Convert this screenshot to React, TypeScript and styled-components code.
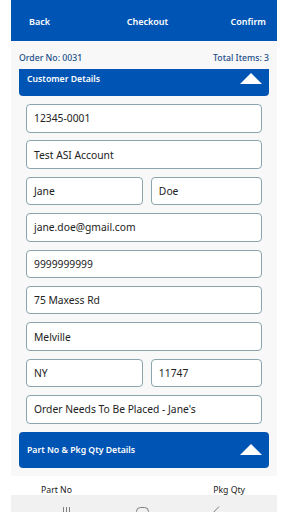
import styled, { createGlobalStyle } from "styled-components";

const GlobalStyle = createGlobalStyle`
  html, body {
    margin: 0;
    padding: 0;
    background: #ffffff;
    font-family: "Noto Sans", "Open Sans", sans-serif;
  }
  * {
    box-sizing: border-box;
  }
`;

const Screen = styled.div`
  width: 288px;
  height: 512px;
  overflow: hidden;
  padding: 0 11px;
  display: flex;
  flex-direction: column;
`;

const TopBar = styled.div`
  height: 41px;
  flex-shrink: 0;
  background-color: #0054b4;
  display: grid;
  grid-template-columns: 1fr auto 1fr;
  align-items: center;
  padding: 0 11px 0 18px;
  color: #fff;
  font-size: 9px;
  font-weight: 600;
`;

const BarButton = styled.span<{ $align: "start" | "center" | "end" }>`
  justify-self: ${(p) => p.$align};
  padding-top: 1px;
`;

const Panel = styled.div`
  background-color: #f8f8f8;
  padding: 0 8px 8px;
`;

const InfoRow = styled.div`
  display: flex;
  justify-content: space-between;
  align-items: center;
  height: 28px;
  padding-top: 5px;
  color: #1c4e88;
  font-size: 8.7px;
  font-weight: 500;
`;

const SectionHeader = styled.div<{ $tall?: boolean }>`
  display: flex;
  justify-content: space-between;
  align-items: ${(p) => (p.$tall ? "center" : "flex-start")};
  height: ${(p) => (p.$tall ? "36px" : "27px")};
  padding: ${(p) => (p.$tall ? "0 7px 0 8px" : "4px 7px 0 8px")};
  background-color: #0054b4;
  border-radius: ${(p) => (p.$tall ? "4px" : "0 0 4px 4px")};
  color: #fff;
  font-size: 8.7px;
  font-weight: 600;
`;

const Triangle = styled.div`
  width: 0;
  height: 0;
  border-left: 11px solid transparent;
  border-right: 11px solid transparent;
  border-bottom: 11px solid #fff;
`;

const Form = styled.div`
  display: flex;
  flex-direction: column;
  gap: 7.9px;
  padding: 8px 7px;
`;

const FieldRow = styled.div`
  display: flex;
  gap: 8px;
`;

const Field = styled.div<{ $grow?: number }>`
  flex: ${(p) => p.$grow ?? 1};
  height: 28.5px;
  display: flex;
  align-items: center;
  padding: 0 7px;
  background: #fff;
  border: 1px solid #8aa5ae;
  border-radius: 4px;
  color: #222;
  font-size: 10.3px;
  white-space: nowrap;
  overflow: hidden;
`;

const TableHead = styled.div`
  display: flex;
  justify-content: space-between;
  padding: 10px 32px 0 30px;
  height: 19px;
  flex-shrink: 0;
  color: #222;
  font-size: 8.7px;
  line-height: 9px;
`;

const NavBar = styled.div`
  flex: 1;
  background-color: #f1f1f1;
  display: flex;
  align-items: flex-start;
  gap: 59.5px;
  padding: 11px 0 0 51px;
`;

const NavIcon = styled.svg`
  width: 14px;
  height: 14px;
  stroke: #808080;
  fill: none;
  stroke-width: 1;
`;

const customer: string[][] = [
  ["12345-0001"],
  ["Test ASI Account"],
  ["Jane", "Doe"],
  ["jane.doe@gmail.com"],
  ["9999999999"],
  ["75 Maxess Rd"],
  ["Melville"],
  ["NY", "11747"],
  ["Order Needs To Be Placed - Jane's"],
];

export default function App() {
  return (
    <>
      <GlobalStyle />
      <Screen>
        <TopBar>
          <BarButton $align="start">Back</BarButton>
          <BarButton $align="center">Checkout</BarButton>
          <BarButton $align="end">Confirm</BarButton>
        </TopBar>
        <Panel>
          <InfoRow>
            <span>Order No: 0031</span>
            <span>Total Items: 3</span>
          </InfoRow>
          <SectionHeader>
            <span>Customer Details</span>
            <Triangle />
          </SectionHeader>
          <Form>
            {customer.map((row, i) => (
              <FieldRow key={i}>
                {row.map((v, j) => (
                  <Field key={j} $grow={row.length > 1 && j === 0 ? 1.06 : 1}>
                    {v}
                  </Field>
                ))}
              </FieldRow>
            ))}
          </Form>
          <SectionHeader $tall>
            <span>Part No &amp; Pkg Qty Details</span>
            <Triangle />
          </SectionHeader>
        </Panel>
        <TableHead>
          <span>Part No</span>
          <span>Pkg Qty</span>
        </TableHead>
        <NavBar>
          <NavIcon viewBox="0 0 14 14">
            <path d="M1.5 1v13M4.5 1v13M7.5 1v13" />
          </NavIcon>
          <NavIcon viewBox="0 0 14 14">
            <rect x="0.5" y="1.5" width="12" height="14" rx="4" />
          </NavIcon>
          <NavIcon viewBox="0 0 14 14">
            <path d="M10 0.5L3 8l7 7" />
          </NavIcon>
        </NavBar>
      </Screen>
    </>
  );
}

* * * * * * *

Repeat the material above in full and exactly, omitting the pictures.

Convert this screenshot to React, TypeScript and styled-components code.
import styled, { createGlobalStyle } from "styled-components";

const GlobalStyle = createGlobalStyle`
  html, body {
    margin: 0;
    padding: 0;
    background: #ffffff;
    font-family: "Noto Sans", "Open Sans", sans-serif;
  }
  * {
    box-sizing: border-box;
  }
`;

const Screen = styled.div`
  width: 288px;
  height: 512px;
  overflow: hidden;
  padding: 0 11px;
  display: flex;
  flex-direction: column;
`;

const TopBar = styled.div`
  height: 41px;
  flex-shrink: 0;
  background-color: #0054b4;
  display: grid;
  grid-template-columns: 1fr auto 1fr;
  align-items: center;
  padding: 0 11px 0 18px;
  color: #fff;
  font-size: 9px;
  font-weight: 600;
`;

const BarButton = styled.span<{ $align: "start" | "center" | "end" }>`
  justify-self: ${(p) => p.$align};
  padding-top: 1px;
`;

const Panel = styled.div`
  background-color: #f8f8f8;
  padding: 0 8px 8px;
`;

const InfoRow = styled.div`
  display: flex;
  justify-content: space-between;
  align-items: center;
  height: 28px;
  padding-top: 5px;
  color: #1c4e88;
  font-size: 8.7px;
  font-weight: 500;
`;

const SectionHeader = styled.div<{ $tall?: boolean }>`
  display: flex;
  justify-content: space-between;
  align-items: ${(p) => (p.$tall ? "center" : "flex-start")};
  height: ${(p) => (p.$tall ? "36px" : "27px")};
  padding: ${(p) => (p.$tall ? "0 7px 0 8px" : "4px 7px 0 8px")};
  background-color: #0054b4;
  border-radius: ${(p) => (p.$tall ? "4px" : "0 0 4px 4px")};
  color: #fff;
  font-size: 8.7px;
  font-weight: 600;
`;

const Triangle = styled.div`
  width: 0;
  height: 0;
  border-left: 11px solid transparent;
  border-right: 11px solid transparent;
  border-bottom: 11px solid #fff;
`;

const Form = styled.div`
  display: flex;
  flex-direction: column;
  gap: 7.9px;
  padding: 8px 7px;
`;

const FieldRow = styled.div`
  display: flex;
  gap: 8px;
`;

const Field = styled.div<{ $grow?: number }>`
  flex: ${(p) => p.$grow ?? 1};
  height: 28.5px;
  display: flex;
  align-items: center;
  padding: 0 7px;
  background: #fff;
  border: 1px solid #8aa5ae;
  border-radius: 4px;
  color: #222;
  font-size: 10.3px;
  white-space: nowrap;
  overflow: hidden;
`;

const TableHead = styled.div`
  display: flex;
  justify-content: space-between;
  padding: 10px 32px 0 30px;
  height: 19px;
  flex-shrink: 0;
  color: #222;
  font-size: 8.7px;
  line-height: 9px;
`;

const NavBar = styled.div`
  flex: 1;
  background-color: #f1f1f1;
  display: flex;
  align-items: flex-start;
  gap: 59.5px;
  padding: 11px 0 0 51px;
`;

const NavIcon = styled.svg`
  width: 14px;
  height: 14px;
  stroke: #808080;
  fill: none;
  stroke-width: 1;
`;

const customer: string[][] = [
  ["12345-0001"],
  ["Test ASI Account"],
  ["Jane", "Doe"],
  ["jane.doe@gmail.com"],
  ["9999999999"],
  ["75 Maxess Rd"],
  ["Melville"],
  ["NY", "11747"],
  ["Order Needs To Be Placed - Jane's"],
];

export default function App() {
  return (
    <>
      <GlobalStyle />
      <Screen>
        <TopBar>
          <BarButton $align="start">Back</BarButton>
          <BarButton $align="center">Checkout</BarButton>
          <BarButton $align="end">Confirm</BarButton>
        </TopBar>
        <Panel>
          <InfoRow>
            <span>Order No: 0031</span>
            <span>Total Items: 3</span>
          </InfoRow>
          <SectionHeader>
            <span>Customer Details</span>
            <Triangle />
          </SectionHeader>
          <Form>
            {customer.map((row, i) => (
              <FieldRow key={i}>
                {row.map((v, j) => (
                  <Field key={j} $grow={row.length > 1 && j === 0 ? 1.06 : 1}>
                    {v}
                  </Field>
                ))}
              </FieldRow>
            ))}
          </Form>
          <SectionHeader $tall>
            <span>Part No &amp; Pkg Qty Details</span>
            <Triangle />
          </SectionHeader>
        </Panel>
        <TableHead>
          <span>Part No</span>
          <span>Pkg Qty</span>
        </TableHead>
        <NavBar>
          <NavIcon viewBox="0 0 14 14">
            <path d="M1.5 1v13M4.5 1v13M7.5 1v13" />
          </NavIcon>
          <NavIcon viewBox="0 0 14 14">
            <rect x="0.5" y="1.5" width="12" height="14" rx="4" />
          </NavIcon>
          <NavIcon viewBox="0 0 14 14">
            <path d="M10 0.5L3 8l7 7" />
          </NavIcon>
        </NavBar>
      </Screen>
    </>
  );
}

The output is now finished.